Stated exercise: Drop every picture. Then return, exactly, the lines from the beginning of the listing below through the one containing "PiTextItalic, PiLinkBold, PiCaretDownBold".

Data section:

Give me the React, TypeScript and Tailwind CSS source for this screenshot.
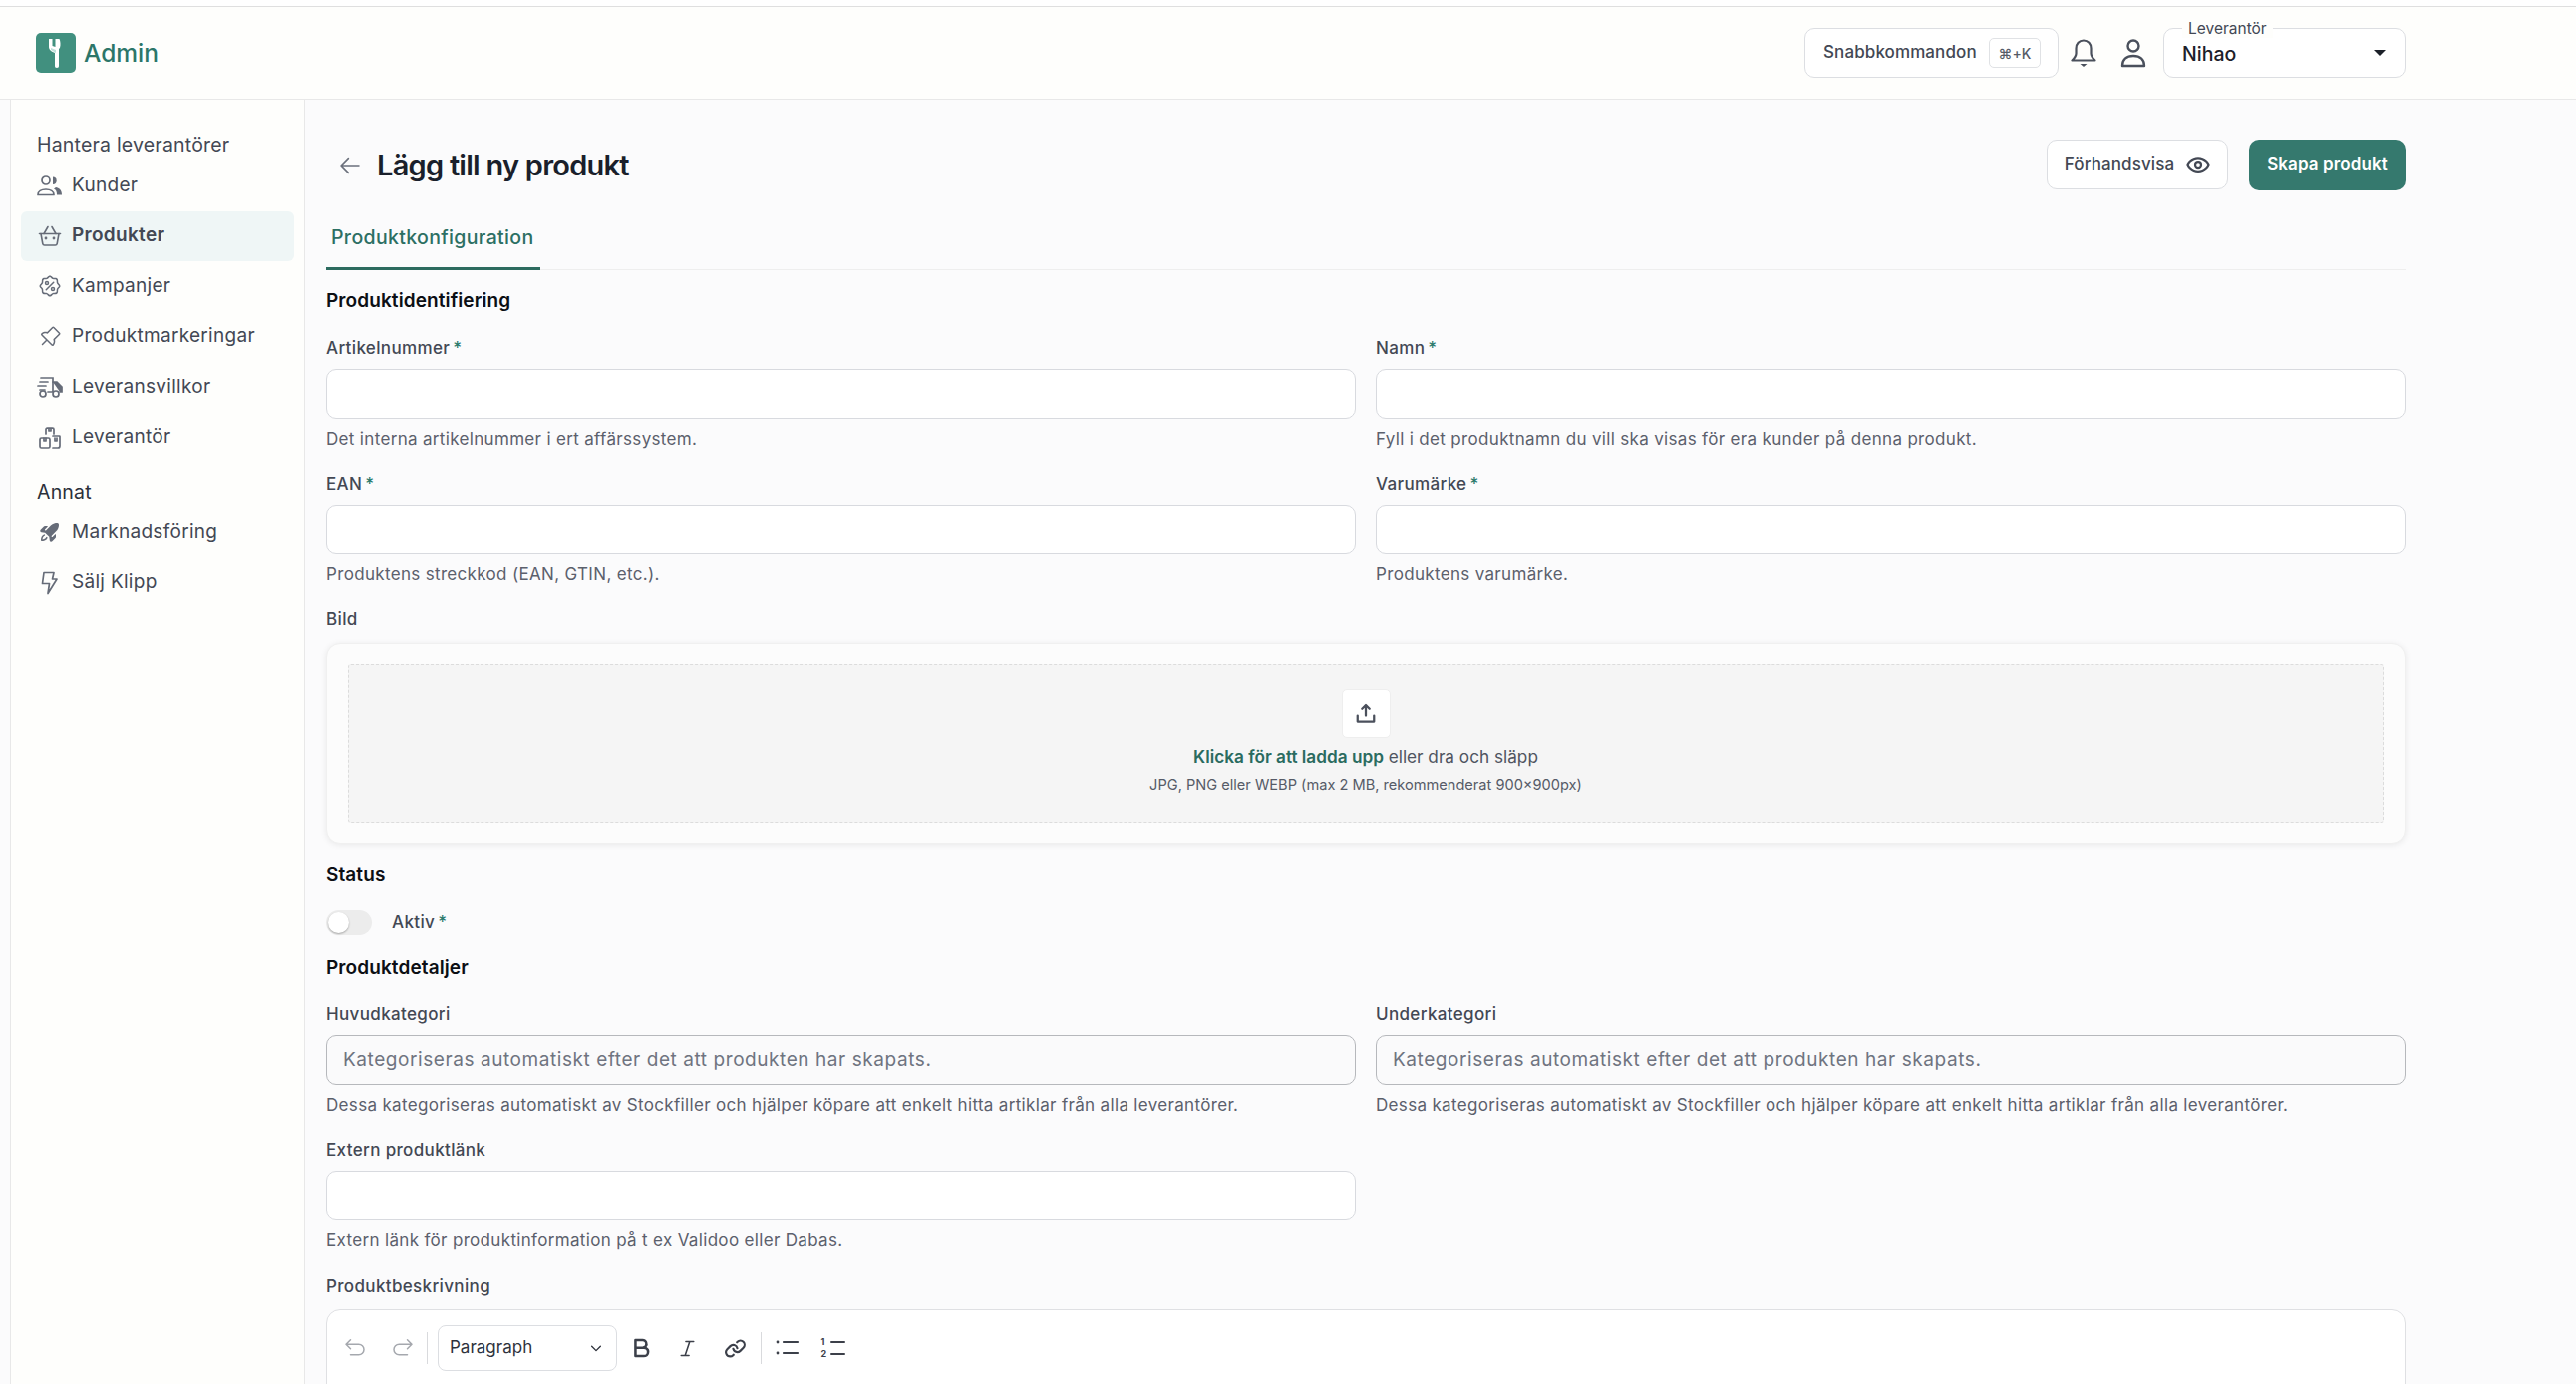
import React from "react";
import { PiSealPercent, PiPushPin, PiRocketLaunchFill, PiEyeBold, PiUploadSimpleBold, PiArrowLeft, PiArrowUUpLeft, PiArrowUUpRight, PiTextBBold, PiTextItalic, PiLinkBold, PiCaretDownBold } from "react-icons/pi";

const font = { fontFamily: "Inter, 'Noto Sans', sans-serif" };

function KunderIcon() {
  return (
    <svg width="26" height="22" viewBox="0 0 26 22" fill="none" stroke="#666c78" strokeWidth="1.7">
      <circle cx="9" cy="6" r="4" />
      <path d="M1 20.5c0-3.5 3.5-5.5 8-5.5s8 2 8 5.5z" strokeLinejoin="round" />
      <path d="M16 2.5a3.7 3.7 0 0 1 0 7.4z" fill="#666c78" stroke="none" />
      <path d="M19 13c3 .5 6 2.500 6 7.500h-5c0-3-1-5.500-3-6z" fill="#666c78" stroke="none" />
    </svg>
  );
}
function BasketIcon() {
  return (
    <svg width="24" height="22" viewBox="0 0 24 22" fill="none" stroke="#666c78" strokeWidth="1.6" strokeLinecap="round" strokeLinejoin="round">
      <path d="M1.500 8.500h21" />
      <path d="M3 8.500l1.800 10c.2 1 .8 1.500 1.800 1.500h10.800c1 0 1.600-.5 1.800-1.500l1.800-10" />
      <path d="M6 8.500L10 1.500M18 8.500L14 1.500" />
      <circle cx="8" cy="13" r=".6" fill="#666c78" />
      <circle cx="16" cy="13" r=".6" fill="#666c78" />
    </svg>
  );
}
function BoltIcon() {
  return (
    <svg width="18" height="24" viewBox="0 0 18 24" fill="none" stroke="#666c78" strokeWidth="1.700" strokeLinejoin="round" strokeLinecap="round">
      <path d="M3 1.500h10l-1.500 6.500H16L7 22.500l1.500-10H1.500z" />
    </svg>
  );
}
function BellIcon() {
  return (
    <svg width="26" height="30" viewBox="0 0 26 30" fill="none" stroke="#4a505c" strokeWidth="2.200" strokeLinejoin="round">
      <path d="M13 2.500c-4.500 0-7.500 3.500-7.500 8v5c0 2.500-2 5-4 7h23c-2-2-4-4.500-4-7v-5c0-4.500-3-8-7.500-8z" />
      <path d="M9.500 26h7l-3.500 3z" fill="#4a505c" stroke="none" />
    </svg>
  );
}
function TruckIcon() {
  return (
    <svg width="26" height="22" viewBox="0 0 26 22" fill="none" stroke="#666c78" strokeWidth="1.7" strokeLinecap="round">
      <path d="M4 2h12v14H11M3 6h8M1 10h8M3 14h5" />
      <path d="M16 6h4l5 5v5h-2" fill="#666c78" />
      <circle cx="6" cy="18" r="3" />
      <circle cx="19" cy="18" r="3" />
    </svg>
  );
}
function BoxesIcon() {
  return (
    <svg width="22" height="22" viewBox="0 0 22 22" fill="none" stroke="#666c78" strokeWidth="1.7" strokeLinecap="round" strokeLinejoin="round">
      <path d="M7 7V2.500c0-.8.500-1.300 1.200-1.300h5.600c.7 0 1.200.5 1.200 1.300V7" />
      <path d="M10 1.500v2.500h2V1.500" />
      <rect x="1" y="11" width="10" height="10" rx="1.500" />
      <path d="M14 9h6.500c.3 0 .5.200.5.500V19c0 1.200-.8 2-2 2h-5" />
      <path d="M5 11v3h2v-3M16 11v3h2v-3" />
    </svg>
  );
}
function Logo() {
  return (
    <div className="w-10 h-10 rounded-[5px] bg-[#41907f] flex items-center justify-center shrink-0">
      <svg width="40" height="40" viewBox="0 0 40 40">
        <path d="M13 6h3.500v7l3 1V6h4c1 2 1.500 6 .5 9l-1 1v17c0 1-.5 2-2 2s-2-1-2-2V20c-3-1-6-3-6-6z" fill="#fff" />
        <path d="M15 15l5 2v3l-5-3z" fill="#bfe0da" />
      </svg>
    </div>
  );
}
function UserIcon() {
  return (
    <svg width="26" height="30" viewBox="0 0 26 30" fill="none" stroke="#4a505c" strokeWidth="2.400">
      <circle cx="13" cy="8" r="5.500" />
      <path d="M2 28c0-6 4-10 11-10s11 4 11 10z" strokeLinejoin="round" />
    </svg>
  );
}
function BulletsIcon() {
  return (
    <svg width="26" height="22" viewBox="0 0 26 22" fill="#3c404a" stroke="#3c404a" strokeWidth="2.200" strokeLinecap="round">
      <circle cx="3" cy="5" r="1.400" stroke="none" fill="#3c404a" />
      <circle cx="3" cy="16" r="1.400" stroke="none" fill="#3c404a" />
      <path d="M9 5h14M9 16h14" />
    </svg>
  );
}
function NumbersIcon() {
  return (
    <div className="relative w-[26px] h-[24px]">
      <span className="absolute left-0 top-0 text-[9px] leading-[12px] font-bold text-[#3c404a]">1</span>
      <span className="absolute left-0 top-[12px] text-[9px] leading-[12px] font-bold text-[#3c404a]">2</span>
      <span className="absolute left-[9px] top-[5px] w-[15px] h-[2px] rounded-full bg-[#3c404a]" />
      <span className="absolute left-[9px] top-[17px] w-[15px] h-[2px] rounded-full bg-[#3c404a]" />
    </div>
  );
}

function NavItem({ icon, label, active }: { icon: React.ReactNode; label: string; active?: boolean }) {
  return (
    <div className={`h-[50px] mb-[0.5px] rounded-md pl-4 flex items-center gap-[9px] text-[19px] tracking-[0.3px] ${active ? "bg-[#eff6f6] font-semibold" : ""} text-[#434854]`}>
      <span className="w-[26px] flex items-center justify-center">{icon}</span>
      <span>{label}</span>
    </div>
  );
}

function Label({ text, req }: { text: string; req?: boolean }) {
  return (
    <div className="text-[17px] tracking-[0.35px] font-[450] text-[#434854] h-[22px] leading-[22px] -mt-[1px] mb-[1px]">
      {text}
      {req && <span className="text-[#2b7a6c] ml-[3px]">*</span>}
    </div>
  );
}

function Field({ label, req, help, placeholder }: { label: string; req?: boolean; help: string; placeholder?: string }) {
  return (
    <div className="flex flex-col">
      <Label text={label} req={req} />
      <div className={`mt-[9px] h-[50px] rounded-[10px] border flex items-center px-4 pt-[1px] text-[19px] tracking-[0.57px] ${placeholder ? "border-[#b6b8bc] bg-[#fafafb] text-[#6f7480]" : "border-[#d8dadf] bg-white"}`}>
        {placeholder}
      </div>
      <div className="mt-[9px] mb-[1px] h-[22px] leading-[22px] text-[17px] tracking-[0.33px] text-[#5b606c]">{help}</div>
    </div>
  );
}

function Heading({ children }: { children: React.ReactNode }) {
  return <div className="text-[19px] tracking-[0.1px] font-semibold text-[#0c0f14] h-[26px] leading-[26px]">{children}</div>;
}

const catPlaceholder = "Kategoriseras automatiskt efter det att produkten har skapats.";
const catHelp = "Dessa kategoriseras automatiskt av Stockfiller och hjälper köpare att enkelt hitta artiklar från alla leverantörer.";

export default function App() {
  return (
    <div style={font} className="h-screen overflow-hidden flex flex-col bg-[#fbfbfc]">
      <div className="h-[7px] shrink-0 bg-white border-b border-[#dfdfdf]" />
      <header className="h-[93px] shrink-0 bg-[#fefefc] border-b border-[#e8e8e8] flex items-center justify-between pl-[36px] pr-[171px]">
        <div className="flex items-center gap-[8px]">
          <Logo />
          <span className="text-[24.500px] font-medium text-[#2c7669]">Admin</span>
        </div>
        <div className="flex items-center">
          <div className="h-[50px] w-[255px] rounded-[10px] border border-[#dcdee2] bg-white flex items-center justify-between pl-[18px] pr-[17px] text-[17px] tracking-[0.1px] font-medium text-[#434854]">
            <span>Snabbkommandon</span>
            <span className="h-[30px] w-[52px] rounded-[5px] border border-[#e0e2e5] text-[14px] flex items-center justify-center text-[#555b66]">⌘+K</span>
          </div>
          <div className="w-[50px] flex justify-center"><BellIcon /></div>
          <div className="w-[50px] flex justify-center"><UserIcon /></div>
          <div className="relative h-[50px] w-[243px] ml-[5px] rounded-[10px] border border-[#dcdee2] bg-white flex items-center justify-between pl-[18px] pr-[15px]">
            <span className="absolute left-[18px] -top-[9px] px-[6px] bg-[#fefefc] text-[15.500px] leading-[18px] text-[#434854]">Leverantör</span>
            <span className="mt-[3px] text-[19.500px] font-medium text-[#1c2029]">Nihao</span>
            <span className="w-0 h-0 border-x-[6px] border-x-transparent border-t-[6px] border-t-[#1c2029] mr-[4px]" />
          </div>
        </div>
      </header>
      <div className="flex-1 flex min-h-0">
        <aside className="ml-[10px] w-[296px] shrink-0 bg-[#fefefc] border-x border-[#e8e8e8] pl-[10px] pr-[10px] pt-[32px]">
          <div className="pl-[16px] text-[19.500px] tracking-[0.2px] h-[26px] leading-[26px] text-[#434854]">Hantera leverantörer</div>
          <div className="mt-[3px]">
            <NavItem icon={<KunderIcon />} label="Kunder" />
            <NavItem active icon={<BasketIcon />} label="Produkter" />
            <NavItem icon={<PiSealPercent size={24} color="#666c78" />} label="Kampanjer" />
            <NavItem icon={<PiPushPin size={24} color="#666c78" />} label="Produktmarkeringar" />
            <NavItem icon={<TruckIcon />} label="Leveransvillkor" />
            <NavItem icon={<BoxesIcon />} label="Leverantör" />
          </div>
          <div className="pl-[16px] mt-[16.500px] text-[19.500px] tracking-[0.2px] h-[26px] leading-[26px] text-[#2c303a]">Annat</div>
          <div className="mt-[3px]">
            <NavItem icon={<PiRocketLaunchFill size={24} color="#666c78" />} label="Marknadsföring" />
            <NavItem icon={<BoltIcon />} label="Sälj Klipp" />
          </div>
        </aside>
        <main className="flex-1 min-w-0 pl-[21px] pr-[171px] overflow-hidden">
          <div className="flex items-center justify-between pt-[40px] h-[90px]">
            <div className="flex items-center pl-[11px] gap-[14px] pt-[2px]">
              <PiArrowLeft size={26} color="#6b707c" />
              <h1 className="text-[29px] font-semibold tracking-[-0.75px] text-[#1a1f2b]">Lägg till ny produkt</h1>
            </div>
            <div className="flex items-center gap-[21px]">
              <div className="h-[50px] w-[182px] rounded-[10px] border border-[#dcdee2] bg-white flex items-center justify-center gap-[12px] text-[17px] tracking-[0.1px] font-medium text-[#434854]">
                Förhandsvisa <PiEyeBold size={24} color="#434854" />
              </div>
              <div className="h-[51px] w-[157px] rounded-[10px] bg-[#35796e] flex items-center justify-center text-[17px] tracking-[0.1px] font-semibold text-white">Skapa produkt</div>
            </div>
          </div>
          <div className="mt-[22px] h-[59px] border-b border-[#eeeeee]">
            <div className="w-[215px] h-[59px] border-b-[3px] border-[#2c6b5f] pl-[5px] pt-[12px] text-[19.500px] tracking-[0.35px] font-medium text-[#2c6f63]">Produktkonfiguration</div>
          </div>
          <div className="mt-[18px]"><Heading>Produktidentifiering</Heading></div>
          <div className="mt-[24px] grid grid-cols-2 gap-x-[20px] gap-y-[23px]">
            <Field label="Artikelnummer" req help="Det interna artikelnummer i ert affärssystem." />
            <Field label="Namn" req help="Fyll i det produktnamn du vill ska visas för era kunder på denna produkt." />
            <Field label="EAN" req help="Produktens streckkod (EAN, GTIN, etc.)." />
            <Field label="Varumärke" req help="Produktens varumärke." />
          </div>
          <div className="mt-[23px]"><Label text="Bild" /></div>
          <div className="mt-[13px] h-[201px] rounded-[14px] bg-[#fcfcfc] border border-[#f0f0f0] shadow-[0_1px_6px_rgba(0,0,0,0.08)] px-[21px] py-[20px]">
            <div className="h-full rounded-[3px] bg-[#f5f5f5] border border-dashed border-[#dcdcdc] flex flex-col items-center pt-[24px]">
              <div className="w-[49px] h-[49px] rounded-[5px] bg-white border border-[#eeeeee] flex items-center justify-center"><PiUploadSimpleBold size={24} color="#4b505c" /></div>
              <div className="mt-[7px] text-[17.200px] leading-[24px] text-[#4f5460]"><span className="font-semibold text-[#2a6b5f]">Klicka för att ladda upp</span> eller dra och släpp</div>
              <div className="mt-[6px] text-[14.600px] leading-[20px] text-[#565b67]">JPG, PNG eller WEBP (max 2 MB, rekommenderat 900x900px)</div>
            </div>
          </div>
          <div className="mt-[19px]"><Heading>Status</Heading></div>
          <div className="mt-[22px] flex items-center h-[25px]">
            <div className="relative w-[46px] h-[25px] rounded-full bg-[#ececec]">
              <div className="absolute left-[2px] top-[2px] w-[21px] h-[21px] rounded-full bg-white shadow-[0_1px_2px_rgba(0,0,0,0.3)]" />
            </div>
            <div className="ml-[20px]"><Label text="Aktiv" req /></div>
          </div>
          <div className="mt-[20px]"><Heading>Produktdetaljer</Heading></div>
          <div className="mt-[23px] grid grid-cols-2 gap-x-[20px] gap-y-[23px]">
            <Field label="Huvudkategori" help={catHelp} placeholder={catPlaceholder} />
            <Field label="Underkategori" help={catHelp} placeholder={catPlaceholder} />
            <Field label="Extern produktlänk" help="Extern länk för produktinformation på t ex Validoo eller Dabas." />
          </div>
          <div className="mt-[24px]"><Label text="Produktbeskrivning" /></div>
          <div className="mt-[12px] h-[200px] rounded-t-[14px] border border-[#dfe0e3] bg-white flex items-start pl-[4px] pt-[15px]">
            <div className="w-[48px] h-[46px] flex items-center justify-center"><PiArrowUUpLeft size={24} color="#a5a8ae" /></div>
            <div className="w-[48px] h-[46px] flex items-center justify-center"><PiArrowUUpRight size={24} color="#a5a8ae" /></div>
            <div className="w-px h-[32px] bg-[#d9dadd] mt-[7px] mr-[10px]" />
            <div className="w-[180px] h-[46px] rounded-[8px] border border-[#dcdee2] flex items-center justify-between pl-[11px] pr-[13px] text-[17px] text-[#2e323c]">
              Paragraph <PiCaretDownBold size={14} color="#2e323c" />
            </div>
            <div className="w-[46px] h-[46px] flex items-center justify-center"><PiTextBBold size={27} color="#3c404a" /></div>
            <div className="w-[48px] h-[46px] flex items-center justify-center"><PiTextItalic size={25} color="#3c404a" /></div>
            <div className="w-[48px] h-[46px] flex items-center justify-center"><PiLinkBold size={23} color="#3c404a" /></div>
            <div className="w-px h-[32px] bg-[#d9dadd] mt-[7px] mx-[2px]" />
            <div className="w-[46px] h-[46px] flex items-center justify-center pl-[2px]"><BulletsIcon /></div>
            <div className="w-[46px] h-[46px] flex items-center justify-center pl-[3px]"><NumbersIcon /></div>
          </div>
        </main>
      </div>
    </div>
  );
}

Result:
Give me the React, TypeScript and Tailwind CSS source for this screenshot.
import React from "react";
import { PiSealPercent, PiPushPin, PiRocketLaunchFill, PiEyeBold, PiUploadSimpleBold, PiArrowLeft, PiArrowUUpLeft, PiArrowUUpRight, PiTextBBold, PiTextItalic, PiLinkBold, PiCaretDownBold } from "react-icons/pi";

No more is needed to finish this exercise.